Like other professional classes — lawyers and scientists come immediately to mind — the military officer corps is seen by the White House as a threat to its own Executive Branch hegemony.

That’s the key to understanding today’s resignation by Adm. William Fallon, the commander in chief of Central Command.

The resignation of a CINC is a big deal, under almost any circumstance. But considering the Bush Administration’s seven-year effort to put the Pentagon under its thumb, the resignation of a commander like Fallon, who by most accounts was willing to exercise his independent military judgment, is another setback for the professional officer corps as an institution.

Make no mistake. None of the Bush Administration’s efforts in this regard has been about re-asserting civilian control over the military in some constitutional sense. The effort has been focused on degrading the autonomy, independence, and institutional authority of the Pentagon in order to further the narrow ideological and partisan aims of this particular White House.

Fallon was considered by many to be the one man standing between Dick Cheney and bombing Iran. So in the short term, Fallon’s resignation raises concerns about our future policy towards Iran (and as Spencer Ackerman notes, those concerns are likely to be greatest in Iran itself). So much for the return to mainstream foreign policy that was going to be led by Bob Gates and Condi Rice.

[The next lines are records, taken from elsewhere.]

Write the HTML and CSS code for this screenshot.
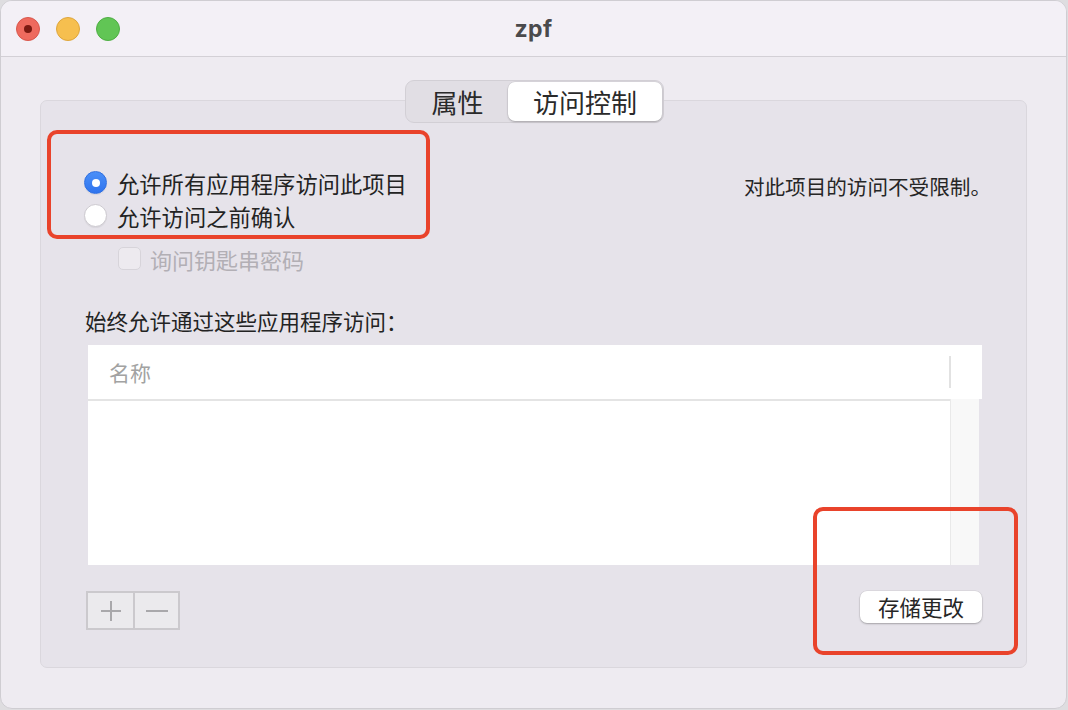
FILE: index.html
```html
<!DOCTYPE html>
<html lang="zh-CN">
<head>
<meta charset="utf-8">
<title>zpf</title>
<link rel="stylesheet" href="styles.css">
</head>
<body>
<div class="window">
  <header class="titlebar">
    <div class="lights">
      <span class="light red"><span class="dot"></span></span>
      <span class="light yellow"></span>
      <span class="light green"></span>
    </div>
    <div class="title">zpf</div>
    <div class="spacer"></div>
  </header>
  <main class="content">
    <div class="tabs">
      <div class="tab">属性</div>
      <div class="tab selected">访问控制</div>
    </div>
    <section class="panel">
      <div class="top-row">
        <div class="options">
          <label class="option"><span class="radio on"></span><span>允许所有应用程序访问此项目</span></label>
          <label class="option"><span class="radio"></span><span>允许访问之前确认</span></label>
        </div>
        <div class="status">对此项目的访问不受限制。</div>
      </div>
      <label class="check-row"><span class="checkbox"></span><span>询问钥匙串密码</span></label>
      <div class="list-label">始终允许通过这些应用程序访问：</div>
      <div class="table">
        <div class="thead">
          <div class="th">名称</div>
          <div class="th-divider"></div>
          <div class="th-end"></div>
        </div>
        <div class="tbody">
          <div class="rows"></div>
          <div class="track"></div>
        </div>
      </div>
      <div class="bottom-row">
        <div class="pm">
          <span class="pm-btn"><svg width="22" height="22" viewBox="0 0 22 22"><path d="M11 1v20M1 11h20" stroke="#a9a8ab" stroke-width="2" fill="none"/></svg></span>
          <span class="pm-btn"><svg width="22" height="22" viewBox="0 0 22 22"><path d="M0 11h22" stroke="#a9a8ab" stroke-width="2" fill="none"/></svg></span>
        </div>
        <button class="save">存储更改</button>
      </div>
      <div class="mark mark-a"></div>
      <div class="mark mark-b"></div>
    </section>
  </main>
</div>
</body>
</html>
```
FILE: styles.css
```css
* { box-sizing: border-box; }
html, body { margin: 0; padding: 0; }
body {
  background: #dedde0;
  font-family: "Noto Sans CJK SC", "Noto Sans", sans-serif;
  color: #262626;
  width: 1068px;
  height: 710px;
  overflow: hidden;
}
.window {
  width: 1067px;
  height: 709px;
  background: #eeebf1;
  border-radius: 12px;
  border: 1px solid #cfcdd2;
  overflow: hidden;
}
.titlebar {
  height: 56px;
  background: #f3f0f6;
  border-bottom: 1px solid #d3d0d6;
  display: grid;
  grid-template-columns: 1fr auto 1fr;
  align-items: center;
}
.lights {
  display: flex;
  gap: 16px;
  padding-left: 15px;
}
.light {
  width: 24px;
  height: 24px;
  border-radius: 50%;
  display: flex;
  align-items: center;
  justify-content: center;
}
.red { background: #ee6a5e; border: 1px solid #d9574c; }
.yellow { background: #f6bf4f; border: 1px solid #dea63c; }
.green { background: #61c555; border: 1px solid #4eae43; }
.dot { width: 8px; height: 8px; border-radius: 50%; background: #7b1a12; }
.title {
  font-family: Inter, "Liberation Sans", sans-serif;
  font-weight: 700;
  font-size: 23px;
  color: #4a4a4c;
  letter-spacing: 0.4px;
}
.content {
  padding: 23px 39px 0 39px;
  display: flex;
  flex-direction: column;
  align-items: center;
}
.tabs {
  position: relative;
  z-index: 1;
  display: flex;
  height: 43px;
  padding: 1px;
  background: #e1dee4;
  border: 1px solid #d2cfd5;
  border-radius: 9px;
  margin-left: 2px;
}
.tab {
  display: flex;
  align-items: center;
  justify-content: center;
  font-size: 26px;
  color: #2a2a2a;
  width: 101px;
  border-radius: 7px;
}
.tab.selected {
  width: 154px;
  background: #ffffff;
  box-shadow: 0 1px 2px rgba(0,0,0,0.22), 0 0 0 0.5px rgba(0,0,0,0.08);
}
.panel {
  position: relative;
  align-self: stretch;
  margin-top: -23px;
  background: #e6e3ea;
  border: 1px solid #dad7dd;
  border-radius: 7px;
  padding: 65px 44px 37px 43px;
  display: flex;
  flex-direction: column;
}
.top-row {
  display: flex;
  justify-content: space-between;
  align-items: flex-start;
}
.options { display: flex; flex-direction: column; }
.option {
  display: flex;
  align-items: center;
  height: 33px;
  gap: 10px;
  font-size: 22.3px;
  color: #232323;
}
.radio {
  width: 23px;
  height: 23px;
  border-radius: 50%;
  background: #ffffff;
  border: 1px solid #cdcad0;
  box-shadow: 0 1px 1px rgba(0,0,0,0.06);
  display: flex;
  align-items: center;
  justify-content: center;
}
.radio.on {
  background: linear-gradient(#4a8ff8, #2f74ee);
  border-color: #2f6fe0;
}
.radio.on::after {
  content: "";
  width: 8px;
  height: 8px;
  border-radius: 50%;
  background: #ffffff;
}
.status {
  font-size: 20.6px;
  line-height: 33px;
  margin-top: 4px;
  margin-right: -9px;
  color: #262626;
}
.check-row {
  display: flex;
  align-items: center;
  height: 33px;
  gap: 9px;
  margin-top: 10px;
  margin-left: 34px;
  font-size: 22px;
  color: #b2afb5;
}
.checkbox {
  width: 23px;
  height: 23px;
  border-radius: 5px;
  background: #edeaef;
  border: 1px solid #d7d4da;
}
.list-label {
  font-size: 21.5px;
  line-height: 30px;
  margin-top: 31px;
  margin-left: 1px;
  color: #232323;
}
.table {
  margin-top: 9px;
  margin-left: 4px;
  display: flex;
  flex-direction: column;
}
.thead {
  height: 54px;
  background: #ffffff;
  display: flex;
  align-items: center;
}
.th {
  flex: 1;
  padding-left: 21px;
  font-size: 21px;
  color: #a2a2a2;
}
.th-divider {
  width: 2px;
  height: 32px;
  background: #e2e2e2;
}
.th-end { width: 31px; }
.tbody {
  display: flex;
  height: 166px;
}
.rows {
  flex: 1;
  background: #ffffff;
  border-top: 2px solid #e4e4e4;
}
.track {
  width: 29px;
  margin-right: 3px;
  background: #f8f8f8;
  border-left: 1px solid #e9e9e9;
}
.bottom-row {
  margin-top: 26px;
  display: flex;
  justify-content: space-between;
  align-items: flex-start;
}
.pm {
  display: flex;
  margin-left: 2px;
  height: 39px;
  border: 2px solid #cbc9cd;
  background: #ebeaed;
}
.pm-btn {
  width: 45px;
  display: flex;
  align-items: center;
  justify-content: center;
}
.pm-btn + .pm-btn { border-left: 2px solid #cbc9cd; }
.save {
  width: 122px;
  height: 32px;
  border: none;
  border-radius: 7px;
  background: #ffffff;
  box-shadow: 0 1px 2px rgba(0,0,0,0.25), 0 0 0 0.5px rgba(0,0,0,0.08);
  font-family: "Noto Sans CJK SC", "Noto Sans", sans-serif;
  font-size: 21.5px;
  color: #262626;
  padding: 0;
  line-height: 32px;
}
.mark {
  position: absolute;
  border: 4px solid #e9432b;
  border-radius: 10px;
}
.mark-a { left: 6px; top: 29px; width: 383px; height: 109px; }
.mark-b { left: 772px; top: 406px; width: 205px; height: 148px; }
```
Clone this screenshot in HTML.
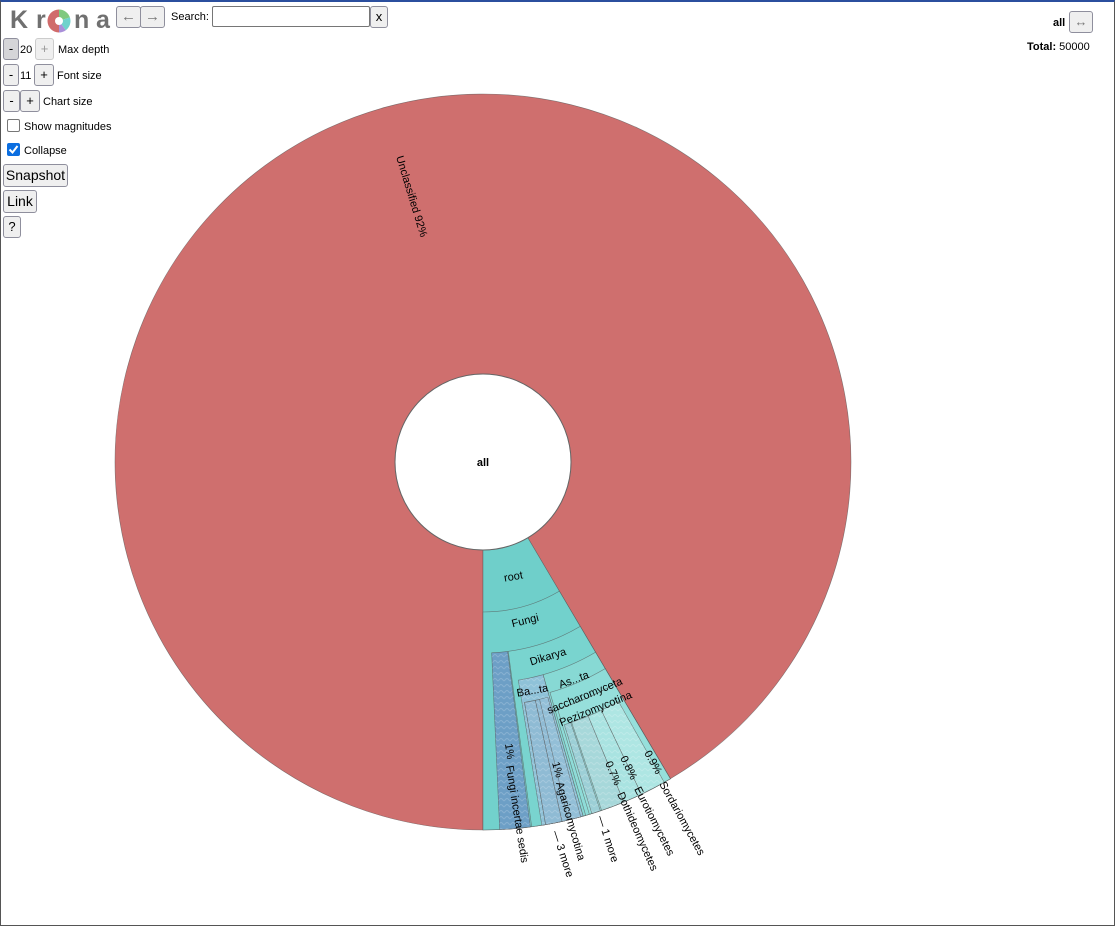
<!DOCTYPE html>
<html><head><meta charset="utf-8"><style>
html,body{margin:0;padding:0;width:1115px;height:925px;overflow:hidden;background:#fff;font-family:"Liberation Sans",Arial,sans-serif;}
#frame{position:absolute;left:0;top:0;width:1113px;height:923px;border:1px solid #555;border-top:2px solid #2b4f9e;}
.btn{position:absolute;background:#efefef;border:1px solid #8f8f9d;border-radius:3px;font-size:13px;color:#000;text-align:center;box-sizing:border-box;}
.lbl{position:absolute;font-size:11px;color:#000;}
.logo{position:absolute;left:10px;top:6px;font-size:25px;font-weight:bold;color:#707070;letter-spacing:0;}
</style></head><body>
<div id="frame"></div>
<div class="logo"><span style="position:absolute;left:0">K</span><span style="position:absolute;left:26px">r</span><span style="position:absolute;left:64px">n</span><span style="position:absolute;left:86px">a</span></div>
<svg style="position:absolute;left:47px;top:9px" width="24" height="24" viewBox="-12 -12 24 24">
<path d="M0 0 L0 -11.5 A11.5 11.5 0 0 1 10.9 -3.6Z" fill="#7fc97f"/>
<path d="M0 0 L10.9 -3.6 A11.5 11.5 0 0 1 6.8 9.3Z" fill="#6fd2cc"/>
<path d="M0 0 L6.8 9.3 A11.5 11.5 0 0 1 0 11.5Z" fill="#a98fd9"/>
<path d="M0 0 L0 11.5 A11.5 11.5 0 0 1 0 -11.5Z" fill="#d06b6b"/>
<circle r="4" fill="#fff"/></svg>
<div class="btn" style="left:116px;top:6px;width:25px;height:22px;color:#777;font-size:15px;line-height:19px">&larr;</div>
<div class="btn" style="left:140px;top:6px;width:25px;height:22px;color:#777;font-size:15px;line-height:19px">&rarr;</div>
<div class="lbl" style="left:171px;top:11px">Search:</div>
<div style="position:absolute;left:212px;top:6px;width:158px;height:21px;border:1px solid #767676;border-radius:2px;box-sizing:border-box"></div>
<div class="btn" style="left:370px;top:6px;width:18px;height:22px;line-height:20px">x</div>
<div class="btn" style="left:3px;top:38px;width:16px;height:22px;line-height:19px;background:#d5d5d8">-</div>
<div class="lbl" style="left:20px;top:44px">20</div>
<div class="btn" style="left:35px;top:38px;width:19px;height:22px;line-height:19px;color:#999;border-color:#ccc">+</div>
<div class="lbl" style="left:58px;top:44px">Max depth</div>
<div class="btn" style="left:3px;top:64px;width:16px;height:22px;line-height:19px">-</div>
<div class="lbl" style="left:20px;top:70px">11</div>
<div class="btn" style="left:34px;top:64px;width:20px;height:22px;line-height:19px">+</div>
<div class="lbl" style="left:57px;top:70px">Font size</div>
<div class="btn" style="left:3px;top:90px;width:17px;height:22px;line-height:19px">-</div>
<div class="btn" style="left:20px;top:90px;width:20px;height:22px;line-height:19px">+</div>
<div class="lbl" style="left:43px;top:96px">Chart size</div>
<div style="position:absolute;left:7px;top:119px;width:13px;height:13px;border:1px solid #777;border-radius:2px;box-sizing:border-box"></div>
<div class="lbl" style="left:24px;top:121px">Show magnitudes</div>
<div style="position:absolute;left:7px;top:143px;width:13px;height:13px;background:#0b6ee0;border-radius:2px"><svg width="13" height="13"><path d="M2.5 6.5 L5.5 9.5 L10.5 3" stroke="#fff" stroke-width="2" fill="none"/></svg></div>
<div class="lbl" style="left:24px;top:145px">Collapse</div>
<div class="btn" style="left:3px;top:164px;width:65px;height:23px;line-height:21px;font-size:14px">Snapshot</div>
<div class="btn" style="left:3px;top:190px;width:34px;height:23px;line-height:21px;font-size:14px">Link</div>
<div class="btn" style="left:3px;top:216px;width:18px;height:22px;line-height:20px">?</div>
<div class="lbl" style="left:1053px;top:17px;font-weight:bold">all</div>
<div class="btn" style="left:1069px;top:11px;width:24px;height:22px;line-height:19px;color:#777">&harr;</div>
<div class="lbl" style="left:1027px;top:41px"><b>Total:</b> 50000</div>
<svg id="chart" style="position:absolute;left:0;top:0" width="1115" height="925">
<defs><pattern id="h" width="6" height="6" patternUnits="userSpaceOnUse"><path d="M0 3 L3 0 L6 3" stroke="rgba(255,255,255,0.18)" fill="none"/></pattern></defs>
<g id="arcs"></g>
<circle cx="483" cy="462" r="88" fill="#fff" stroke="#666"/>
<g font-size="11" fill="#000" font-family="Liberation Sans,Arial,sans-serif">
<text x="483" y="466" text-anchor="middle" font-weight="bold">all</text>
<text transform="translate(396,157) rotate(73)">Unclassified   92%</text>
<text transform="translate(514,580) rotate(-10)" text-anchor="middle">root</text>
<text transform="translate(526,624) rotate(-14)" text-anchor="middle">Fungi</text>
<text transform="translate(549,660) rotate(-17)" text-anchor="middle">Dikarya</text>
<text transform="translate(533,694) rotate(-10)" text-anchor="middle">Ba...ta</text>
<text transform="translate(575,683) rotate(-20)" text-anchor="middle">As...ta</text>
<text transform="translate(586,699) rotate(-22)" text-anchor="middle">saccharomyceta</text>
<text transform="translate(597,712) rotate(-22)" text-anchor="middle">Pezizomycotina</text>
<text transform="translate(505,744) rotate(82)">1%</text>
<text transform="translate(506,766) rotate(81)">Fungi incertae sedis</text>
<text transform="translate(552,763) rotate(74)">1%</text>
<text transform="translate(556,783) rotate(74)">Agaricomycotina</text>
<text transform="translate(552,832) rotate(72)">— 3 more</text>
<text transform="translate(597,817) rotate(72)">— 1 more</text>
<text transform="translate(605,763) rotate(67)">0.7%</text>
<text transform="translate(620,758) rotate(64)">0.8%</text>
<text transform="translate(644,753) rotate(61)">0.9%</text>
<text transform="translate(617,794) rotate(66)">Dothideomycetes</text>
<text transform="translate(634,789) rotate(63)">Eurotiomycetes</text>
<text transform="translate(659,784) rotate(61)">Sordariomycetes</text>
</g>
</svg>
<script>
var cx=483,cy=462;
function P(r,a){a=a*Math.PI/180;return (cx+r*Math.cos(a)).toFixed(2)+" "+(cy+r*Math.sin(a)).toFixed(2);}
function arc(r0,r1,a0,a1,fill,hatch){
 var lg=(a1-a0)>180?1:0;
 var d="M"+P(r0,a0)+" L"+P(r1,a0)+" A"+r1+" "+r1+" 0 "+lg+" 1 "+P(r1,a1)+" L"+P(r0,a1)+" A"+r0+" "+r0+" 0 "+lg+" 0 "+P(r0,a0)+"Z";
 var s='<path d="'+d+'" fill="'+fill+'" stroke="#555" stroke-width="0.6" stroke-opacity="0.7"/>';
 if(hatch)s+='<path d="'+d+'" fill="url(#h)"/>';
 return s;}
var h="";
h+=arc(88,368,90,419.4,"#cf6f6e");
h+=arc(88,368,59.4,90,"#6fcfca");
h+=arc(150,368,59.4,90,"#72d1cc");
h+=arc(191,368,87.4,82.6<87.4?82.6:82.6,"#000");
h="";
h+=arc(88,368,90,419.4,"#cf6f6e");
h+=arc(88,368,59.4,90,"#6fcfca");
h+=arc(150,368,59.4,90,"#72d1cc");
h+=arc(191,368,82.6,87.4,"#6d9fc6",1);
h+=arc(191,368,59.4,82.4,"#79d4cf");
h+=arc(221,368,74.2,80.8,"#8fc2d8",1);
h+=arc(244,368,74.6,80.2,"#93bfd7",1);
h+=arc(244,368,77.6,80.2,"#8fbbd4",1);
h+=arc(244,368,76.6,77.6,"#8fbbd4",1);
h+=arc(221,368,59.4,74.2,"#87d9d4");
h+=arc(240,368,59.4,73.8,"#8edcd8");
h+=arc(258,368,59.4,73.2,"#96dfdb");
h+=arc(275,368,71.4,72.8,"#9ccfd6",1);
h+=arc(275,368,67.5,71.2,"#a7d8da",1);
h+=arc(275,368,64.5,67.5,"#a9e3e1",1);
h+=arc(275,368,60.5,64.5,"#aee6e3",1);
document.getElementById("arcs").innerHTML=h;
</script>
</body></html>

In the long-term, Fallon’s resignation — in some ways forced, perhaps in other ways dictated by circumstance — does much of the same damage to the Pentagon as has already been done to the Justice Department and the supposedly independent regulatory agencies. Defense Secretary Gates was supposed to be a bulwark against the White House’s ongoing efforts to erode the Pentagon. But Fallon was apparently too independent. The White House wanted someone, as Esquire said, more pliable. Another Tommy Franks. And we all remember where that led.